* _The exercise_:
Repeat the listing exactly as given, omitting every image.

* _Dataset excerpt_:
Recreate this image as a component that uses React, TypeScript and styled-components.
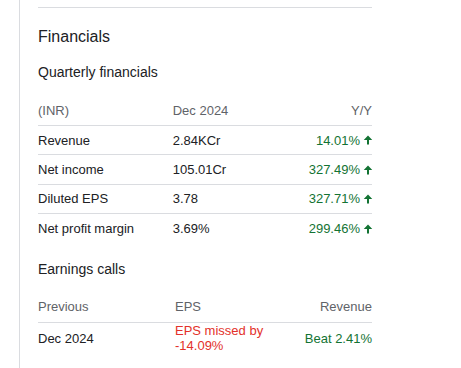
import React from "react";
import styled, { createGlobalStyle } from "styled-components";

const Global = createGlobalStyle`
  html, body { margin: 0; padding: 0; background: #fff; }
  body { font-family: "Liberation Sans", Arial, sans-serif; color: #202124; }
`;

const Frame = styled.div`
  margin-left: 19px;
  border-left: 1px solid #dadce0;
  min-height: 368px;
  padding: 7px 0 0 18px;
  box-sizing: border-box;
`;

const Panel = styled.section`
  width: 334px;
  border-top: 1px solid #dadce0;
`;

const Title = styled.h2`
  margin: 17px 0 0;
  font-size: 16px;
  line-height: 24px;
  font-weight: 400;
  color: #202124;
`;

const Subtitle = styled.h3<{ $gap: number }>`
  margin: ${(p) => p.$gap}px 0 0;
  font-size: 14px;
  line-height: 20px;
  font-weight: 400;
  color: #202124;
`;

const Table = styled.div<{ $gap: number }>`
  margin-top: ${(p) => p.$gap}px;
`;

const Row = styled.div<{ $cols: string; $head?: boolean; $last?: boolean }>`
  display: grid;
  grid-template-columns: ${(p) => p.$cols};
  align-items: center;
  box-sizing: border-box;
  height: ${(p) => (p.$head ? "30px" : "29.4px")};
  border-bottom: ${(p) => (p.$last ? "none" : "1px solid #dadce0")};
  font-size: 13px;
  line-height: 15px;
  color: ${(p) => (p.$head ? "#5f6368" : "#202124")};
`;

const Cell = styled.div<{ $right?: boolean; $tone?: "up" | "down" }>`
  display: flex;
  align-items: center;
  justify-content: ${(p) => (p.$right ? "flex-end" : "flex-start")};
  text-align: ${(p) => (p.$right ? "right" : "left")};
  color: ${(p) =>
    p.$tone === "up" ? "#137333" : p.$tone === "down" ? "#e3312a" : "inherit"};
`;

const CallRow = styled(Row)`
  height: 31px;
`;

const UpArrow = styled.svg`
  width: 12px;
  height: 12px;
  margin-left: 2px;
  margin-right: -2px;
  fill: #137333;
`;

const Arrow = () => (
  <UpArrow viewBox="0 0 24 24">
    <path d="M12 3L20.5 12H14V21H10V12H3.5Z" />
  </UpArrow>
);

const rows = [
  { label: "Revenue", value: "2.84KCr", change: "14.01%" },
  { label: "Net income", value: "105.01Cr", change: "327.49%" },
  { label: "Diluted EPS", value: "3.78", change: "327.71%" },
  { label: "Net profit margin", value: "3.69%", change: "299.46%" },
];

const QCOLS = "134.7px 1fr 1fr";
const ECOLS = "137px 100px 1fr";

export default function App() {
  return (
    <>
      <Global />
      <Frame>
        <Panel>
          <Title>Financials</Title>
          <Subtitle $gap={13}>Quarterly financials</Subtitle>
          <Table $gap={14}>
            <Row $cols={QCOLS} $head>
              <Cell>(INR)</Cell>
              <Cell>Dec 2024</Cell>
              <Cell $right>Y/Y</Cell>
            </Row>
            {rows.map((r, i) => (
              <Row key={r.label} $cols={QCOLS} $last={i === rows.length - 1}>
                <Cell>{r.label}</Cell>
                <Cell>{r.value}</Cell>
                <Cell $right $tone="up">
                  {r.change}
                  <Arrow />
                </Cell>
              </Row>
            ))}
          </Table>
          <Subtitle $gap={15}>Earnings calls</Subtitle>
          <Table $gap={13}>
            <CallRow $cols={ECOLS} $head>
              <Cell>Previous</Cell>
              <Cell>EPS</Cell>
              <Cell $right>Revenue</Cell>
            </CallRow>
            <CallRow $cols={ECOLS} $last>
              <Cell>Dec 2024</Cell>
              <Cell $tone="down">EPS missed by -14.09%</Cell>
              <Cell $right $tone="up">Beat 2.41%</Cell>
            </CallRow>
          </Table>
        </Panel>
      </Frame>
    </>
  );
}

* _Result_:
Recreate this image as a component that uses React, TypeScript and styled-components.
import React from "react";
import styled, { createGlobalStyle } from "styled-components";

const Global = createGlobalStyle`
  html, body { margin: 0; padding: 0; background: #fff; }
  body { font-family: "Liberation Sans", Arial, sans-serif; color: #202124; }
`;

const Frame = styled.div`
  margin-left: 19px;
  border-left: 1px solid #dadce0;
  min-height: 368px;
  padding: 7px 0 0 18px;
  box-sizing: border-box;
`;

const Panel = styled.section`
  width: 334px;
  border-top: 1px solid #dadce0;
`;

const Title = styled.h2`
  margin: 17px 0 0;
  font-size: 16px;
  line-height: 24px;
  font-weight: 400;
  color: #202124;
`;

const Subtitle = styled.h3<{ $gap: number }>`
  margin: ${(p) => p.$gap}px 0 0;
  font-size: 14px;
  line-height: 20px;
  font-weight: 400;
  color: #202124;
`;

const Table = styled.div<{ $gap: number }>`
  margin-top: ${(p) => p.$gap}px;
`;

const Row = styled.div<{ $cols: string; $head?: boolean; $last?: boolean }>`
  display: grid;
  grid-template-columns: ${(p) => p.$cols};
  align-items: center;
  box-sizing: border-box;
  height: ${(p) => (p.$head ? "30px" : "29.4px")};
  border-bottom: ${(p) => (p.$last ? "none" : "1px solid #dadce0")};
  font-size: 13px;
  line-height: 15px;
  color: ${(p) => (p.$head ? "#5f6368" : "#202124")};
`;

const Cell = styled.div<{ $right?: boolean; $tone?: "up" | "down" }>`
  display: flex;
  align-items: center;
  justify-content: ${(p) => (p.$right ? "flex-end" : "flex-start")};
  text-align: ${(p) => (p.$right ? "right" : "left")};
  color: ${(p) =>
    p.$tone === "up" ? "#137333" : p.$tone === "down" ? "#e3312a" : "inherit"};
`;

const CallRow = styled(Row)`
  height: 31px;
`;

const UpArrow = styled.svg`
  width: 12px;
  height: 12px;
  margin-left: 2px;
  margin-right: -2px;
  fill: #137333;
`;

const Arrow = () => (
  <UpArrow viewBox="0 0 24 24">
    <path d="M12 3L20.5 12H14V21H10V12H3.5Z" />
  </UpArrow>
);

const rows = [
  { label: "Revenue", value: "2.84KCr", change: "14.01%" },
  { label: "Net income", value: "105.01Cr", change: "327.49%" },
  { label: "Diluted EPS", value: "3.78", change: "327.71%" },
  { label: "Net profit margin", value: "3.69%", change: "299.46%" },
];

const QCOLS = "134.7px 1fr 1fr";
const ECOLS = "137px 100px 1fr";

export default function App() {
  return (
    <>
      <Global />
      <Frame>
        <Panel>
          <Title>Financials</Title>
          <Subtitle $gap={13}>Quarterly financials</Subtitle>
          <Table $gap={14}>
            <Row $cols={QCOLS} $head>
              <Cell>(INR)</Cell>
              <Cell>Dec 2024</Cell>
              <Cell $right>Y/Y</Cell>
            </Row>
            {rows.map((r, i) => (
              <Row key={r.label} $cols={QCOLS} $last={i === rows.length - 1}>
                <Cell>{r.label}</Cell>
                <Cell>{r.value}</Cell>
                <Cell $right $tone="up">
                  {r.change}
                  <Arrow />
                </Cell>
              </Row>
            ))}
          </Table>
          <Subtitle $gap={15}>Earnings calls</Subtitle>
          <Table $gap={13}>
            <CallRow $cols={ECOLS} $head>
              <Cell>Previous</Cell>
              <Cell>EPS</Cell>
              <Cell $right>Revenue</Cell>
            </CallRow>
            <CallRow $cols={ECOLS} $last>
              <Cell>Dec 2024</Cell>
              <Cell $tone="down">EPS missed by -14.09%</Cell>
              <Cell $right $tone="up">Beat 2.41%</Cell>
            </CallRow>
          </Table>
        </Panel>
      </Frame>
    </>
  );
}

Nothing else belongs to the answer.